The B-Side opener “I Would Find You” echoes the feelings of the opening track, lyrically playing like a response from the estranged lover or friend, but the guitars are understated, taking a backseat to some late 80s synth stabs. The end-times tinged anxiety of most of the record’s theme comes to it’s most poignant and inspiring revelations on this song. If there’s one song from this record you should hear, it’s this one, even if it’s not sonically a perfect example of Oceanator’s “sound” but most of the B-side is spent expanding what the definition of that sound could be.

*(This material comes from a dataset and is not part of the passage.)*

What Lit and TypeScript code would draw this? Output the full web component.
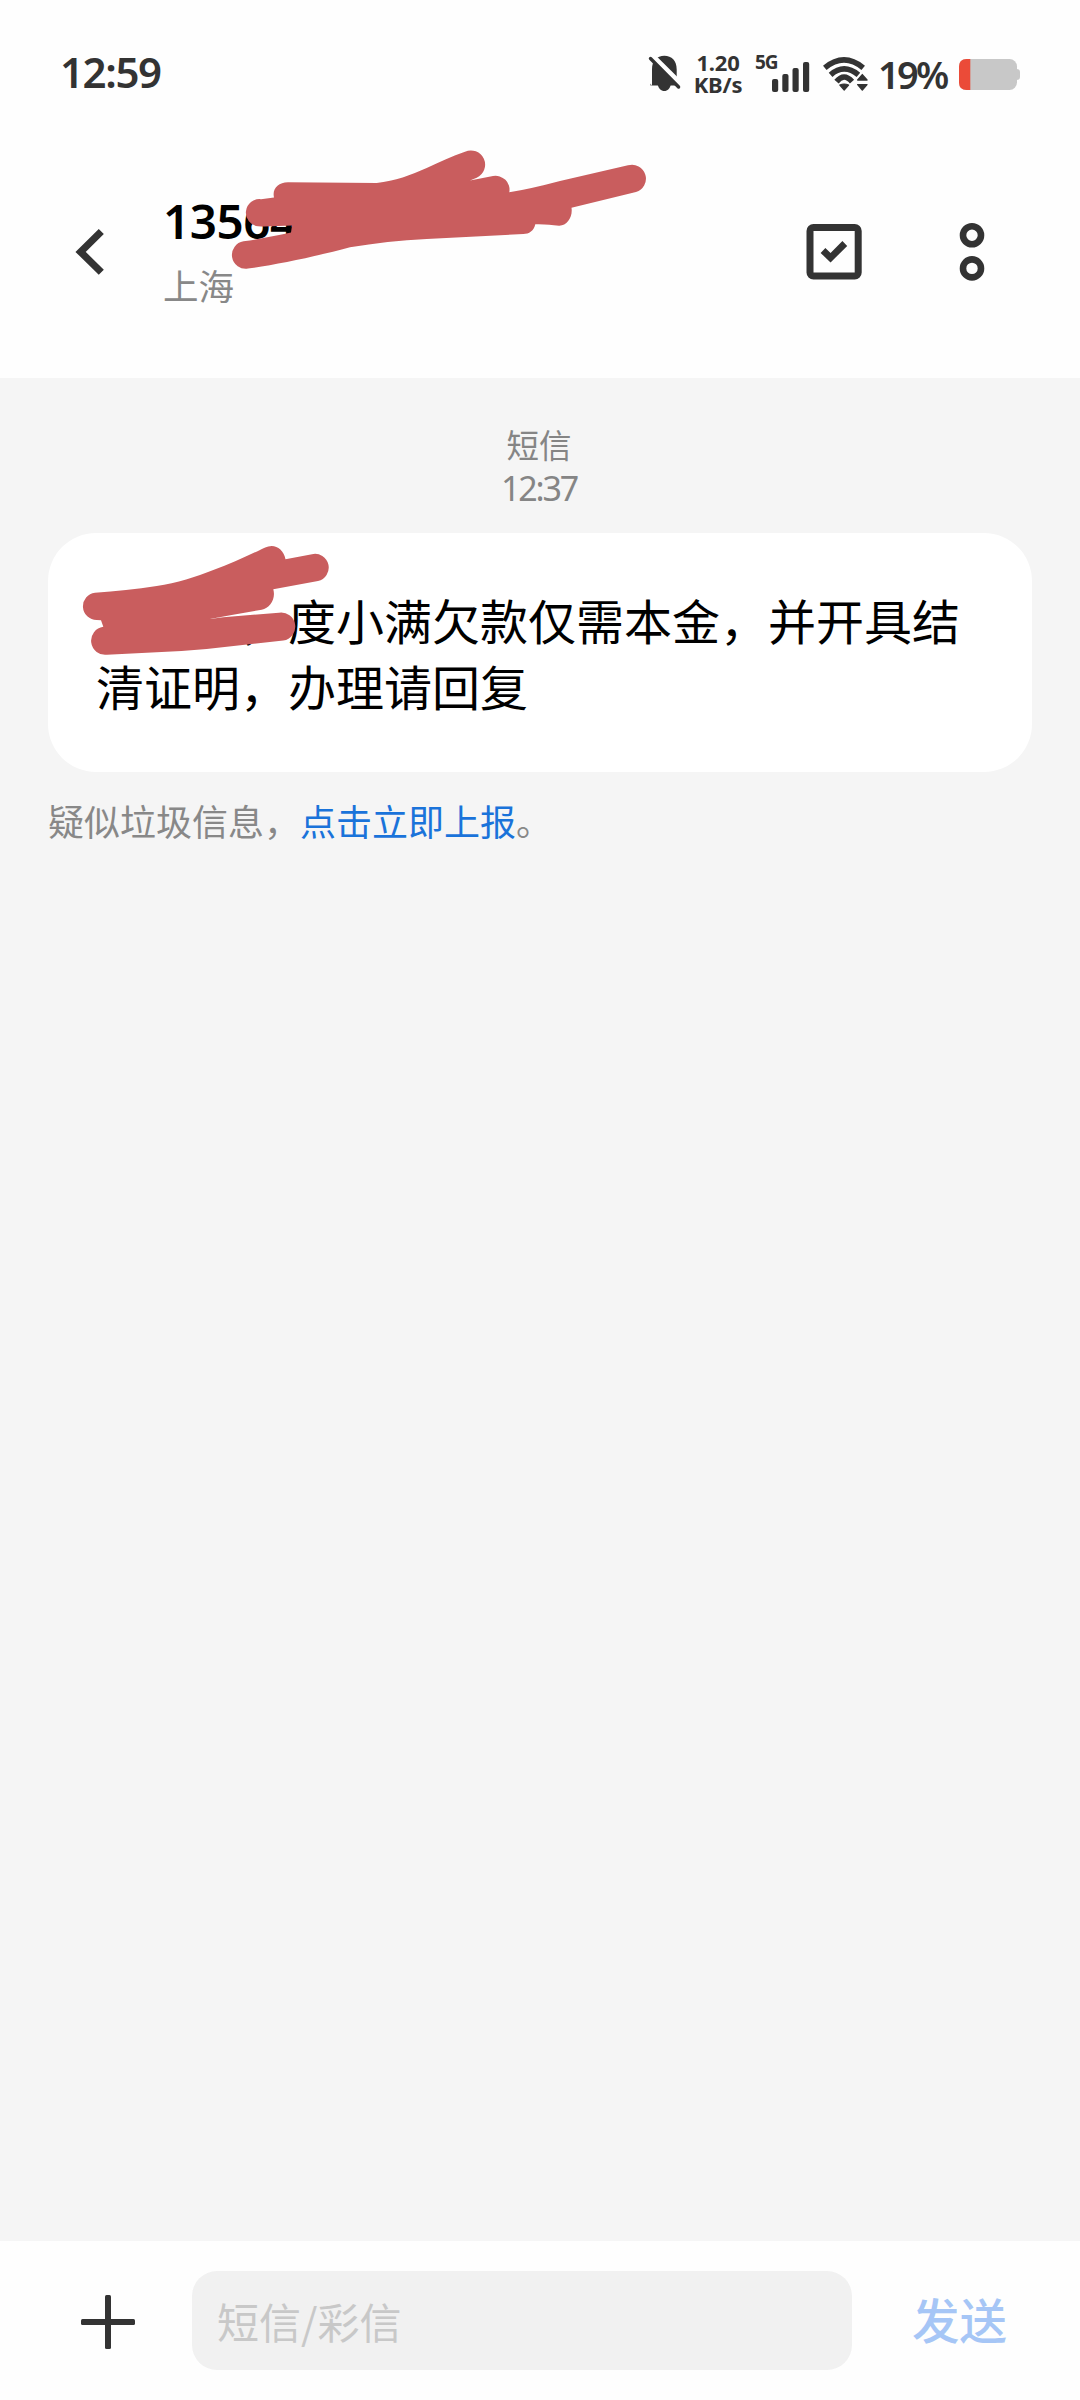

“Walk With You” reaches even further back than the 80s and 90s roots of the record with a 50s/60s R&B sway. “The Sky Is Falling” inverts the loud/quiet/loud formula of the Pixies with an especially cinematic build up with fuzzy guitars layering on top of each other with toy piano sounds and ghastly background vocals; seriously, someone needs to license this song for the theme song of a horror anthology series or the closing credits of a psychological thriller. Finally, “Sunshine” churns out the same three chords with the guitar and bass in lock step and no drums in sight for three minutes before a feedbacking guitar comes screaming in to reiterate the melody.
I really cannot wait to see what comes next from Oceanator. Putting a record like this under a microscope could easily spoil the thrill of finding a new artist that hits you in the chest but the craftsmanship is top of the line, this record is gonna hold up for a very long time.